In the Life program, the number of states can be altered in addition to the survival and birth rates. Within my experiment, the state refers to the state of the cell. A cell with two states would be considered either “alive” or “dead.” A cell with 8 states would be either “dead” or seven shades of alive. In the case of our cellular automata viewer (CAV), the states are represented by different colors or different shades of color. To illustrate this, imagine the states representing the forest cover (and its different stages), and after examining the effects of a forest fire, the states could represent the different stages a forest progresses through including bare earth, grass, woodland, and closed forest.
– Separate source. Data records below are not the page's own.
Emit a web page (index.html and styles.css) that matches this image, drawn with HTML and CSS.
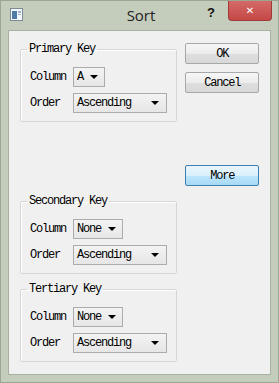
FILE: index.html
```html
<!DOCTYPE html>
<html lang="en">
<head>
  <meta charset="UTF-8">
  <title>Sort</title>
  <link rel="stylesheet" href="styles.css">
</head>
<body>
  <div class="window">
    <div class="titlebar">
      <div class="title-left">
        <svg class="app-icon" width="13" height="13" viewBox="0 0 13 13">
          <rect x="0.5" y="0.5" width="12" height="12" fill="#f4f7fb" stroke="#7d8a99"/>
          <rect x="2" y="3" width="5" height="8" fill="#4e7aa8"/>
          <rect x="8" y="3" width="3" height="2" fill="#9fb3c8"/>
          <rect x="8" y="6" width="3" height="1" fill="#9fb3c8"/>
        </svg>
      </div>
      <div class="title">Sort</div>
      <div class="title-right">
        <span class="help">?</span>
        <span class="close-btn">&#x2715;</span>
      </div>
    </div>

    <div class="client">
      <div class="keys">
        <fieldset class="group">
          <legend>Primary Key</legend>
          <div class="row">
            <span>Column</span>
            <div class="combo col-a">A<i class="arrow"></i></div>
          </div>
          <div class="row">
            <span>Order</span>
            <div class="combo order">Ascending<i class="arrow"></i></div>
          </div>
        </fieldset>

        <div class="spacer"></div>

        <fieldset class="group">
          <legend>Secondary Key</legend>
          <div class="row">
            <span>Column</span>
            <div class="combo col-none">None<i class="arrow"></i></div>
          </div>
          <div class="row">
            <span>Order</span>
            <div class="combo order">Ascending<i class="arrow"></i></div>
          </div>
        </fieldset>

        <fieldset class="group">
          <legend>Tertiary Key</legend>
          <div class="row">
            <span>Column</span>
            <div class="combo col-none">None<i class="arrow"></i></div>
          </div>
          <div class="row">
            <span>Order</span>
            <div class="combo order">Ascending<i class="arrow"></i></div>
          </div>
        </fieldset>
      </div>

      <div class="buttons">
        <button class="btn">OK</button>
        <button class="btn">Cancel</button>
        <button class="btn btn-more">More</button>
      </div>
    </div>
  </div>
</body>
</html>
```

FILE: styles.css
```css
* {
  margin: 0;
  padding: 0;
  box-sizing: border-box;
}

body {
  background-color: #c4ccbb;
  font-family: 'Liberation Mono', 'Courier New', monospace;
  font-size: 12px;
  letter-spacing: -1.2px;
  color: #000;
}

.window {
  width: 279px;
  height: 383px;
  background: #c4ccbb;
  border: 1px solid #9aa592;
  display: flex;
  flex-direction: column;
}

/* Title bar */
.titlebar {
  height: 29px;
  display: grid;
  grid-template-columns: 1fr auto 1fr;
  align-items: start;
  padding: 0 6px 0 9px;
}

.title-left {
  padding-top: 7px;
}

.app-icon {
  display: block;
}

.title {
  font-family: 'Open Sans', sans-serif;
  font-size: 15px;
  letter-spacing: 0;
  color: #1e1e1e;
  padding-top: 4px;
}

.title-right {
  display: flex;
  justify-content: flex-end;
  align-items: flex-start;
}

.help {
  font-family: 'Liberation Sans', sans-serif;
  font-weight: bold;
  font-size: 13px;
  letter-spacing: 0;
  color: #111;
  margin: 4px 13px 0 0;
}

.close-btn {
  width: 44px;
  height: 20px;
  background: linear-gradient(#d46a68, #c44846);
  border: 1px solid #9e3b3a;
  border-top: none;
  border-radius: 0 0 4px 4px;
  color: #fff;
  font-family: 'DejaVu Sans', sans-serif;
  font-weight: bold;
  font-size: 10px;
  letter-spacing: 0;
  display: flex;
  align-items: center;
  justify-content: center;
}

/* Client area */
.client {
  margin: 0 7px 7px 7px;
  height: 345px;
  background: #f0f0f0;
  border: 1px solid #a9b2a2;
  display: flex;
  gap: 8px;
  padding: 12px 11px 12px 11px;
}

.keys {
  width: 158px;
  display: flex;
  flex-direction: column;
}

.spacer {
  flex: 1;
}

.group {
  border: 1px solid #d5d5d5;
  border-radius: 2px;
  box-shadow: inset 1px 1px 0 #fff;
  padding: 12px 9px 8px 9px;
  display: flex;
  flex-direction: column;
  gap: 6px;
  min-width: 0;
}

.group + .group {
  margin-top: 9px;
}

.group legend {
  line-height: 12px;
  margin-left: -3px;
  padding: 0 2px;
}

.row {
  display: grid;
  grid-template-columns: 43px auto;
  align-items: center;
}

.row .combo {
  justify-self: start;
}

.combo {
  height: 20px;
  border: 1px solid #acacac;
  background: linear-gradient(#f3f3f3, #e6e6e6);
  display: flex;
  align-items: center;
  justify-content: space-between;
  padding: 0 6px 0 3px;
}

.col-a { width: 32px; }
.col-none { width: 50px; }
.order { width: 94px; padding-right: 7px; }

.arrow {
  width: 0;
  height: 0;
  border-left: 4px solid transparent;
  border-right: 4px solid transparent;
  border-top: 4px solid #000;
}

/* Buttons */
.buttons {
  width: 74px;
  display: flex;
  flex-direction: column;
}

.btn {
  height: 21px;
  font-family: 'Liberation Mono', 'Courier New', monospace;
  font-size: 12px;
  letter-spacing: -1.2px;
  color: #000;
  border: 1px solid #a8a8a8;
  border-radius: 2px;
  background: linear-gradient(#f6f6f6 0%, #ececec 50%, #dedede 51%, #d8d8d8 100%);
  margin-bottom: 8px;
}

.btn-more {
  margin-top: 64px;
  border-color: #3c7fb1;
  background: linear-gradient(#eaf6fd 0%, #d9f0fc 50%, #bee6fd 51%, #a7d9f5 100%);
}
```
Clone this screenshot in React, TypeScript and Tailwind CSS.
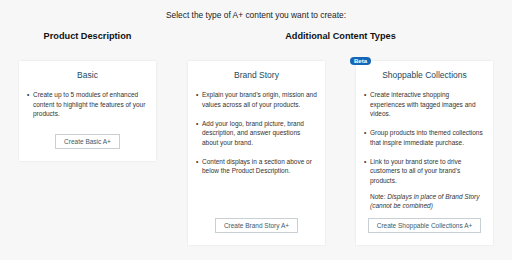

Preston and Duff write, “ Conway. . . discovered a simple rule which had an immediate effect, i.e. led eventually to either a stable pattern or to patterns exhibiting a repetitive, i.e. oscillatory, stability” (10). Although it is evident that the different programs within the cellular automata viewer do emerge as patterns, whether stable or completely random, we would like to pursue the effects of altering a parameter, the number of states. We would like to see what effect this would have on the original pattern. Thus, we intend to manipulate the states to see if a cycle emerges in the population.
Statement of the Problem:
What will happen when the states of a pattern are altered in an environment where the birth and survival rates equal zero?
Statement of the Hypothesis: If we increase the number of states in a pattern, then it will cause an increase in the number of generations within a cycle.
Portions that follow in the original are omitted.